- Episode no.: Season 4 Episode 5
- Directed by: Eric Laneuville
- Written by: Michael Golamco
- Cinematography by: Fernando Argüelles
- Editing by: George Pilkinton
- Production code: 405
- Original air date: November 21, 2014
- Running time: 42 minutes

Guest appearances
- Jacqueline Toboni as Theresa "Trubel" Rubel; Alexis Denisof as Prince Viktor Chlodwig zu Schellendorf von Konigsburg; Louise Lombard as Elizabeth Lascelles; Julian Acosta as Gabriel Martel; Jacqueline Obradors as Ava Diaz; Lucas Near-Verbrugghe as Josh Porter; Mark Bloom as the Wolf; Danny Bruno as Bud Wurstner; David Ury as Hofmann;

Episode chronology
| ← Previous "Dyin' on a Prayer" | Next → "Highway of Tears" |
- Grimm season 4

= Cry Luison =

"Cry Luison" is the fifth episode of season 4 of the supernatural drama television series Grimm and the 71st episode overall, which premiered on November 21, 2014, on the cable network NBC. The episode was written by Michael Golamco and was directed by Eric Laneuville.

==Plot==
Opening quote: "A liar will not be believed, even when he speaks the truth."

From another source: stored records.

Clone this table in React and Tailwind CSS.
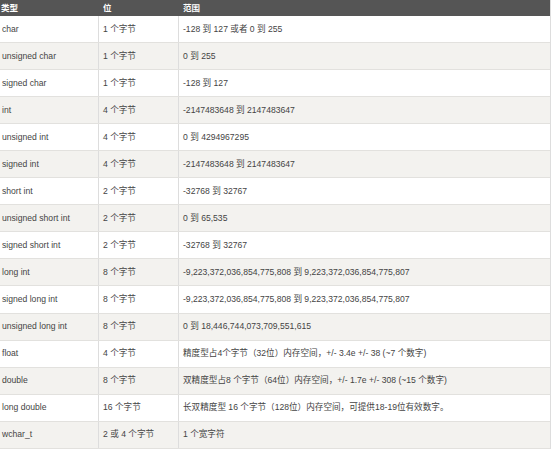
import React from 'react'

const rows = [
    ['char', '1 个字节', '-128 到 127 或者 0 到 255'],
    ['unsigned char', '1 个字节', '0 到 255'],
    ['signed char', '1 个字节', '-128 到 127'],
    ['int', '4 个字节', '-2147483648 到 2147483647'],
    ['unsigned int', '4 个字节', '0 到 4294967295'],
    ['signed int', '4 个字节', '-2147483648 到 2147483647'],
    ['short int', '2 个字节', '-32768 到 32767'],
    ['unsigned short int', '2 个字节', '0 到 65,535'],
    ['signed short int', '2 个字节', '-32768 到 32767'],
    ['long int', '8 个字节', '-9,223,372,036,854,775,808 到 9,223,372,036,854,775,807'],
    ['signed long int', '8 个字节', '-9,223,372,036,854,775,808 到 9,223,372,036,854,775,807'],
    ['unsigned long int', '8 个字节', '0 到 18,446,744,073,709,551,615'],
    ['float', '4 个字节', '精度型占4个字节（32位）内存空间，+/- 3.4e +/- 38 (~7 个数字)'],
    ['double', '8 个字节', '双精度型占8 个字节（64位）内存空间，+/- 1.7e +/- 308 (~15 个数字)'],
    ['long double', '16 个字节', '长双精度型 16 个字节（128位）内存空间，可提供18-19位有效数字。'],
    ['wchar_t', '2 或 4 个字节', '1 个宽字符'],
]

const App = () => {
    return (
        <div
            className="w-[554px] h-[449px] overflow-hidden bg-white text-[#444]"
            style={{ fontFamily: '"Liberation Sans", "Noto Sans CJK SC", sans-serif' }}
        >
            <div className="w-[551px] border-r border-[#ddd]">
                <div className="flex h-[16px] items-center bg-[#555] text-[8.5px] font-bold text-white">
                    <div className="w-[99px] pl-[1px]">类型</div>
                    <div className="w-[80px] pl-[4px]">位</div>
                    <div className="flex-1 pl-[4px]">范围</div>
                </div>
                {rows.map((r, i) => (
                    <div
                        key={r[0]}
                        className={
                            'flex h-[27.06px] items-center border-b border-[#e2e1de] text-[8.6px] ' +
                            (i % 2 === 0 ? 'bg-white' : 'bg-[#f3f2ef]')
                        }
                    >
                        <div className="flex h-full w-[99px] items-center border-r border-[#ddd] pl-[2px]">
                            {r[0]}
                        </div>
                        <div className="flex h-full w-[80px] items-center border-r border-[#ddd] pl-[4px]">
                            {r[1]}
                        </div>
                        <div className="flex h-full flex-1 items-center pl-[4px] whitespace-nowrap">
                            {r[2]}
                        </div>
                    </div>
                ))}
            </div>
        </div>
    )
}

export default App
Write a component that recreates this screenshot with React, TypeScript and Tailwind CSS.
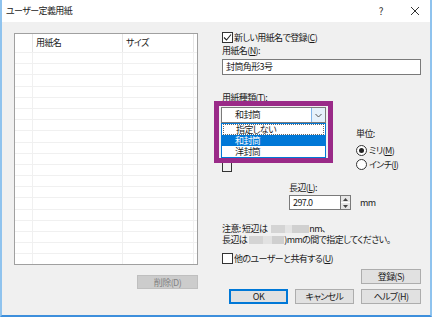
import React from 'react';

// Small check box, drawn as in the Windows 10 dialog
function CheckBox({ checked }: { checked?: boolean }) {
  return (
    <span className="inline-flex h-[11px] w-[11px] shrink-0 items-center justify-center border border-[#333333] bg-white">
      {checked && (
        <svg width="9" height="9" viewBox="0 0 9 9">
          <path d="M1 4.5 L3.5 7 L8 1.5" fill="none" stroke="#222" strokeWidth="1.1" />
        </svg>
      )}
    </span>
  );
}

function Radio({ checked }: { checked?: boolean }) {
  return (
    <span className="inline-flex h-[11px] w-[11px] shrink-0 items-center justify-center rounded-full border border-[#333333] bg-white">
      {checked && <span className="h-[5px] w-[5px] rounded-full bg-[#222]" />}
    </span>
  );
}

function Button({ label, focused, className }: { label: string; focused?: boolean; className?: string }) {
  return (
    <div
      className={
        'flex h-[15px] items-center justify-center bg-[#e1e1e1] leading-none ' +
        (focused ? 'border-2 border-[#0078d7] ' : 'border border-[#adadad] ') +
        (className ?? '')
      }
    >
      {label}
    </div>
  );
}

const rows = Array.from({ length: 19 });

export default function App() {
  return (
    <div className="h-[317px] w-[432px] overflow-hidden bg-white font-['Noto_Sans_CJK_JP','Noto_Sans',sans-serif] text-[9px] leading-[10px] tracking-[-0.6px] text-[#1a1a1a] [font-feature-settings:'palt']">
      <div className="flex h-[317px] flex-col border-x-2 border-b-2 border-x-[#8fc3ee] border-b-[#3d8fdc]">
        {/* title bar */}
        <div className="flex h-[22px] shrink-0 items-center bg-white pl-[4px]">
          <span>ユーザー定義用紙</span>
          <span className="ml-auto mr-[27px] text-[10px] text-[#333]">?</span>
          <svg className="mr-[10px]" width="10" height="10" viewBox="0 0 10 10">
            <path d="M1 1 L9 9 M9 1 L1 9" stroke="#333" strokeWidth="1" />
          </svg>
        </div>

        {/* body */}
        <div className="flex flex-1 bg-[#f0f0f0]">
          {/* left column: list of custom sizes */}
          <div className="flex w-[212px] shrink-0 flex-col pl-[12px] pr-[16px] pt-[11px]">
            <div className="h-[232px] w-[184px] overflow-hidden border border-[#a0a0a0] bg-white">
              <div className="flex h-[18px] leading-[18px]">
                <div className="w-[18px] border-r border-[#e5e5e5]" />
                <div className="w-[90px] border-r border-[#e5e5e5] pl-[3px]">用紙名</div>
                <div className="w-[71px] border-r border-[#e5e5e5] pl-[3px]">サイズ</div>
                <div className="flex-1" />
              </div>
              {rows.map((_, i) => (
                <div key={i} className="flex h-[11.2px] border-t border-[#f0f0f0]">
                  <div className="w-[18px] border-r border-[#f0f0f0]" />
                  <div className="w-[90px] border-r border-[#f0f0f0]" />
                  <div className="w-[71px] border-r border-[#f0f0f0]" />
                  <div className="flex-1" />
                </div>
              ))}
            </div>
            <div className="mt-[10px] flex h-[14px] w-[61px] items-center justify-center self-end border border-[#bfbfbf] bg-[#cccccc] leading-none text-[#838383]">
              削除(D)
            </div>
          </div>

          {/* right column: settings */}
          <div className="flex flex-1 flex-col pt-[10px]">
            <div className="ml-[8px] flex h-[11px] items-center gap-[1px]">
              <CheckBox checked />
              <span>新しい用紙名で登録(<u>C</u>)</span>
            </div>
            <div className="ml-[8px] mt-[3px] h-[10px]">用紙名(<u>N</u>):</div>
            <div className="ml-[8px] mt-[3px] flex h-[16px] w-[199px] items-center border border-[#7a7a7a] bg-white pl-[3px]">
              封筒角形3号
            </div>
            <div className="ml-[8px] mt-[18px] h-[8px] overflow-hidden">用紙種類(<u>T</u>):</div>

            {/* highlighted combo box with its open list */}
            <div className="relative flex h-[62px] shrink-0 items-start">
              <div className="h-[62px] w-[119px] shrink-0 border-[5px] border-[#9a2a88] bg-[#f0f0f0] pl-[2px] pr-[2px] pt-[1px]">
                <div className="flex h-[16px] items-center border border-[#7a7a7a] bg-white">
                  <span className="ml-[13px]">和封筒</span>
                  <div className="ml-auto flex h-full w-[14px] items-center justify-center border-l border-[#7eb4ea] bg-[#e5f1fb]">
                    <svg width="7" height="5" viewBox="0 0 7 5">
                      <path d="M0.5 1 L3.5 4 L6.5 1" fill="none" stroke="#555" strokeWidth="1" />
                    </svg>
                  </div>
                </div>
                <div className="flex h-[35px] flex-col border border-[#0078d7] bg-white">
                  <div className="mx-[1px] flex h-[11px] items-center border border-dotted border-[#666] pl-[12px]">指定しない</div>
                  <div className="flex h-[11px] items-center bg-[#0078d7] pl-[13px] text-white">和封筒</div>
                  <div className="flex h-[11px] items-center pl-[13px]">洋封筒</div>
                </div>
              </div>
              <div className="ml-[23px] mt-[28px] flex flex-col">
                <div className="h-[10px]">単位:</div>
                <div className="mt-[6px] flex h-[11px] items-center gap-[2px]">
                  <Radio checked />
                  <span>ミリ(<u>M</u>)</span>
                </div>
                <div className="mt-[3px] flex h-[11px] items-center gap-[2px]">
                  <Radio />
                  <span>インチ(<u>I</u>)</span>
                </div>
              </div>
            </div>
            <div className="ml-[8px] h-[9px] w-[10px] shrink-0 border-x border-b border-[#333]" />

            {/* long edge */}
            <div className="ml-[75px] mt-[11px] h-[10px]">長辺(<u>L</u>):</div>
            <div className="ml-[75px] mt-[2px] flex h-[15px] items-center">
              <div className="flex h-[15px] w-[52px] items-center border border-[#7a7a7a] bg-white pl-[3px]">297.0</div>
              <div className="flex h-[15px] w-[10px] flex-col border-y border-r border-[#7a7a7a] bg-white">
                <div className="flex flex-1 items-center justify-center bg-[#e6e6e6]">
                  <svg width="5" height="3" viewBox="0 0 5 3"><path d="M0 3 L2.5 0 L5 3 Z" fill="#444" /></svg>
                </div>
                <div className="flex flex-1 items-center justify-center border-t border-white bg-[#e6e6e6]">
                  <svg width="5" height="3" viewBox="0 0 5 3"><path d="M0 0 L2.5 3 L5 0 Z" fill="#444" /></svg>
                </div>
              </div>
              <span className="ml-[9px]">mm</span>
            </div>

            {/* note with hidden values */}
            <div className="ml-[8px] mt-[13px] flex h-[11px] items-center">
              <span>注意: 短辺は</span>
              <span className="ml-[4px] h-[8px] w-[14px] bg-[#d4d4d4]" />
              <span className="h-[8px] w-[7px] bg-[#e4e4e4]" />
              <span className="h-[8px] w-[17px] bg-[#d0d0d0]" />
              <span>nm、</span>
            </div>
            <div className="ml-[8px] flex h-[11px] items-center">
              <span>長辺は</span>
              <span className="ml-[2px] h-[8px] w-[14px] bg-[#d4d4d4]" />
              <span className="h-[8px] w-[9px] bg-[#e2e2e2]" />
              <span className="h-[8px] w-[12px] bg-[#cfcfcf]" />
              <span>)mmの間で指定してください。</span>
            </div>

            <div className="ml-[8px] mt-[8px] flex h-[11px] items-center gap-[1px]">
              <CheckBox />
              <span>他のユーザーと共有する(<u>U</u>)</span>
            </div>

            <Button label="登録(S)" className="mr-[9px] mt-[5px] w-[60px] self-end" />

            <div className="mr-[9px] mt-[5px] flex justify-end gap-[7px]">
              <Button label="OK" focused className="w-[59px]" />
              <Button label="キャンセル" className="w-[59px]" />
              <Button label="ヘルプ(H)" className="w-[60px]" />
            </div>
          </div>
        </div>
      </div>
    </div>
  );
}
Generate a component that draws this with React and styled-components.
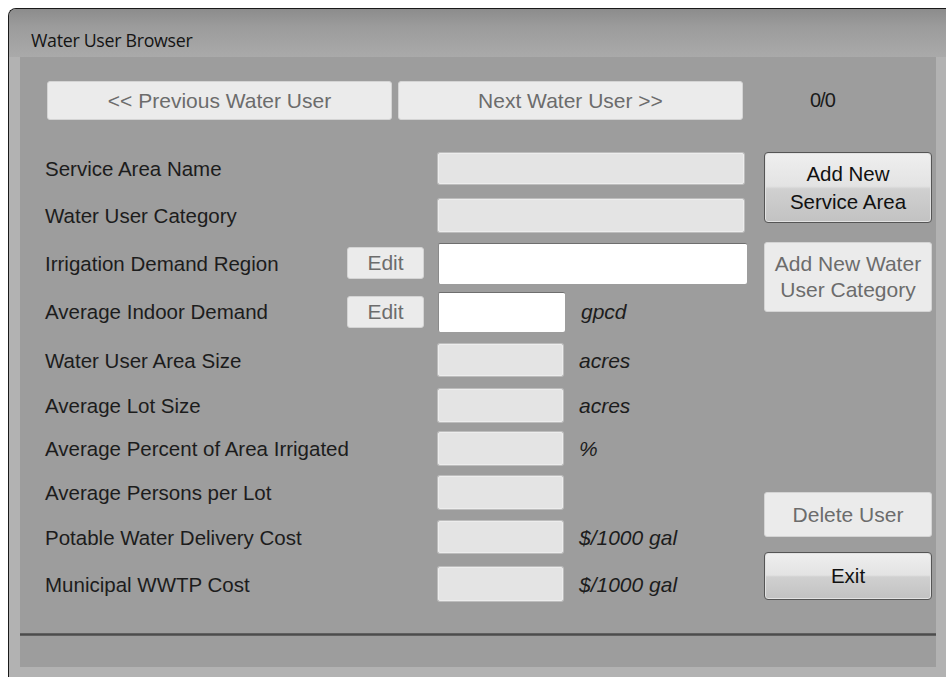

Elizabeth (Louise Lombard) explains that Juliette (Bitsie Tulloch) has to recreate what Adalind (Claire Coffee) did to Nick (David Giuntoli) in reverse in order to get back his powers: have sex with Nick having drunk a potion that will make her look like Adalind. Nick and Monroe (Silas Weir Mitchell) are opposed to the potion but Juliette replies that this can be the only way to retrieve his powers, and Elizabeth adds that they don't know what else Adalind's spell might do - things could get worse for Nick.

A wife named Ava Diaz (Jacqueline Obradors) leaves her house and finds a wolf-like Wesen, who despite his form, tells her he's her friend and gives her a drink. She shatters the glass, waking her husband Gabriel (Julian Acosta) and flees the house in her car. She gets distracted when the Wesen appears in the car and hits a person, crashing the car into a wall.

The next day, Nick and Trubel (Jacqueline Toboni) are visited by Bud (Danny Bruno), who offers condolences for Nick's powers. When Nick leaves, Bud explains to Trubel that he told someone that Nick lost his powers and now he contacted someone named Shaw, who plans to give Nick a lesson.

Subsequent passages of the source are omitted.